(NEW YORK) — Americans divide essentially evenly in their responses to President Obama’s new position on gay marriage, with views more strongly negative than positive and stark divisions across political, ideological and other groups — including a broad gender gap.
All told, 46 percent in this ABC News/Washington Post poll express a favorable impression of Obama’s statement in an interview with ABC’s Robin Roberts last week that he personally has come to support gay marriage, while 47 percent respond unfavorably. That includes a 10-point tilt towards “strongly” negative rather than strongly positive views, 38 percent vs. 28 percent.
Mirroring a wide gender gap in Obama’s support more generally, 54 percent of women respond favorably to his backing of gay marriage, compared with 37 percent of men. There’s an even broader gap by age — 63 percent of young adults favor the president’s position vs. 34 percent of seniors.
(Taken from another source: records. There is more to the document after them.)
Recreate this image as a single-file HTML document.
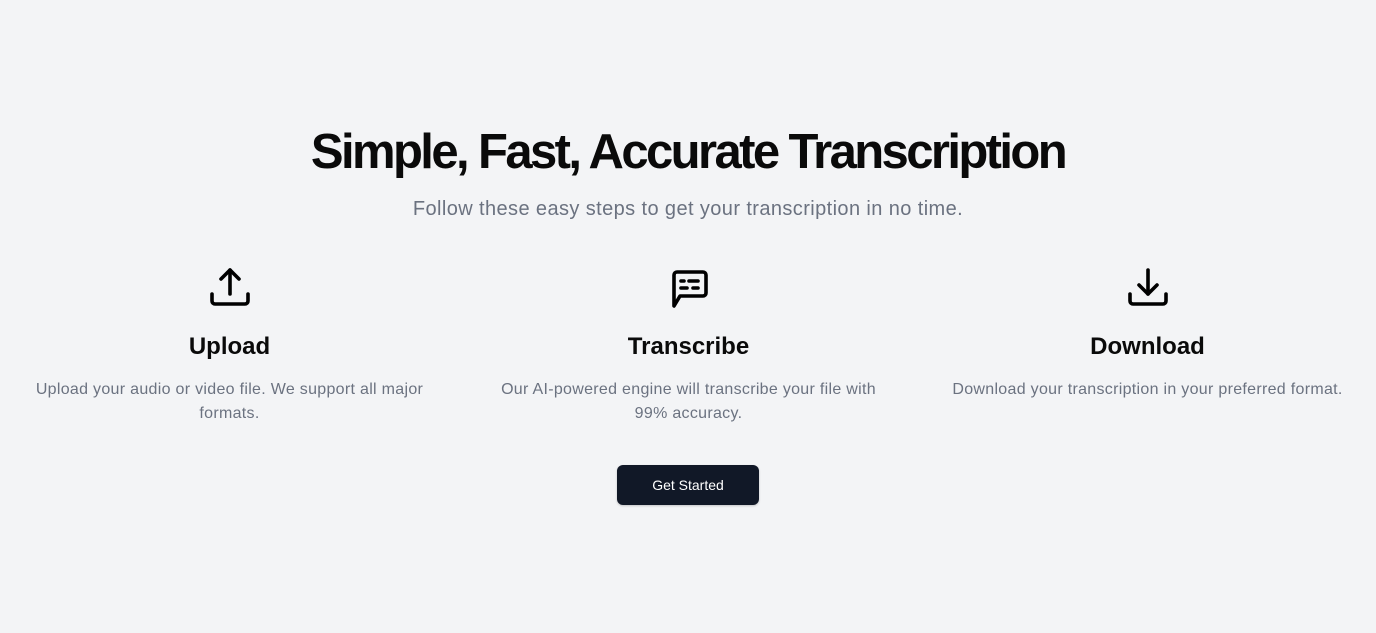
<!DOCTYPE html>
<html><head><meta charset="utf-8"><style>
body{margin:0;background:#f3f4f6;font-family:"Liberation Sans",sans-serif;width:1376px;height:633px;overflow:hidden}
h1{position:absolute;top:122px;left:0;width:1376px;text-align:center;margin:0;font-size:49px;font-weight:700;letter-spacing:-2.6px;color:#0a0a0a;line-height:60px}
.sub{position:absolute;top:196px;left:0;width:1376px;text-align:center;font-size:20px;letter-spacing:.4px;color:#6b7280;line-height:26px}
.col{position:absolute;top:264px;width:459px;text-align:center}
.col svg{display:block;margin:0 auto}
.col h3{margin:20px 0 0;font-size:24px;font-weight:700;color:#0a0a0a;line-height:30px}
.col p{margin:16px auto 0;width:408px;font-size:16px;letter-spacing:.3px;line-height:24px;color:#6b7280}
.btn{position:absolute;left:617px;top:465px;width:142px;height:40px;background:#111827;border-radius:6px;color:#fff;font-size:14px;line-height:40px;text-align:center;box-shadow:0 1px 2px rgba(0,0,0,.2)}
</style></head><body>
<h1>Simple, Fast, Accurate Transcription</h1>
<div class="sub">Follow these easy steps to get your transcription in no time.</div>
<div class="col" style="left:0">
<svg width="48" height="48" viewBox="0 0 24 24" fill="none" stroke="#000" stroke-width="1.8" stroke-linecap="round" stroke-linejoin="round"><path d="M3 15v3.5a1.5 1.5 0 0 0 1.5 1.5h15a1.5 1.5 0 0 0 1.5-1.5V15"/><path d="M12 15V3"/><path d="M7.5 7.5 12 3l4.5 4.5"/></svg>
<h3>Upload</h3><p>Upload your audio or video file. We support all major formats.</p></div>
<div class="col" style="left:459px">
<svg width="48" height="48" viewBox="0 0 24 24" fill="none" stroke="#000" stroke-width="1.8" stroke-linecap="round" stroke-linejoin="round"><path d="M4.5 21V5.5A1.5 1.5 0 0 1 6 4h13a1.5 1.5 0 0 1 1.5 1.5v9A1.5 1.5 0 0 1 19 16H7.5L4.5 21z"/><path d="M8 8.5h1.5M12 8.5h4.5M8 12h3M14 12h2.5"/></svg>
<h3>Transcribe</h3><p>Our AI-powered engine will transcribe your file with 99% accuracy.</p></div>
<div class="col" style="left:918px">
<svg width="48" height="48" viewBox="0 0 24 24" fill="none" stroke="#000" stroke-width="1.8" stroke-linecap="round" stroke-linejoin="round"><path d="M3 15v3.5a1.5 1.5 0 0 0 1.5 1.5h15a1.5 1.5 0 0 0 1.5-1.5V15"/><path d="M12 3v12"/><path d="M7.5 10.5 12 15l4.5-4.5"/></svg>
<h3>Download</h3><p>Download your transcription in your preferred format.</p></div>
<div class="btn">Get Started</div>
</body></html>
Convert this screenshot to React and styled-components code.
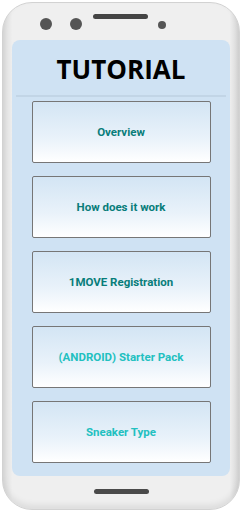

While it’s unclear how the issue may play out in the fall, this poll, produced for ABC by Langer Research Associates, finds striking intensity of sentiment in some groups. Unusually large numbers of conservatives, Republicans and conservative Republicans respond not just unfavorably, but strongly so — 61, 65 and 71 percent, respectively, peaking at 80 percent of very conservatives.
For their part, most liberals, Democrats and liberal Democrats respond strongly favorably, albeit not always at commensurate levels. Notably, at 52 percent, strongly positive views of Obama’s position among Democrats are 13 points lower than strongly negative views among Republicans.
There’s an intensity gap between the sexes as well: While women, as noted, are much more apt to express overall favorable views of the president’s announcement, more men respond strongly negatively, 45 percent, than women see it strongly favorably, 35 percent.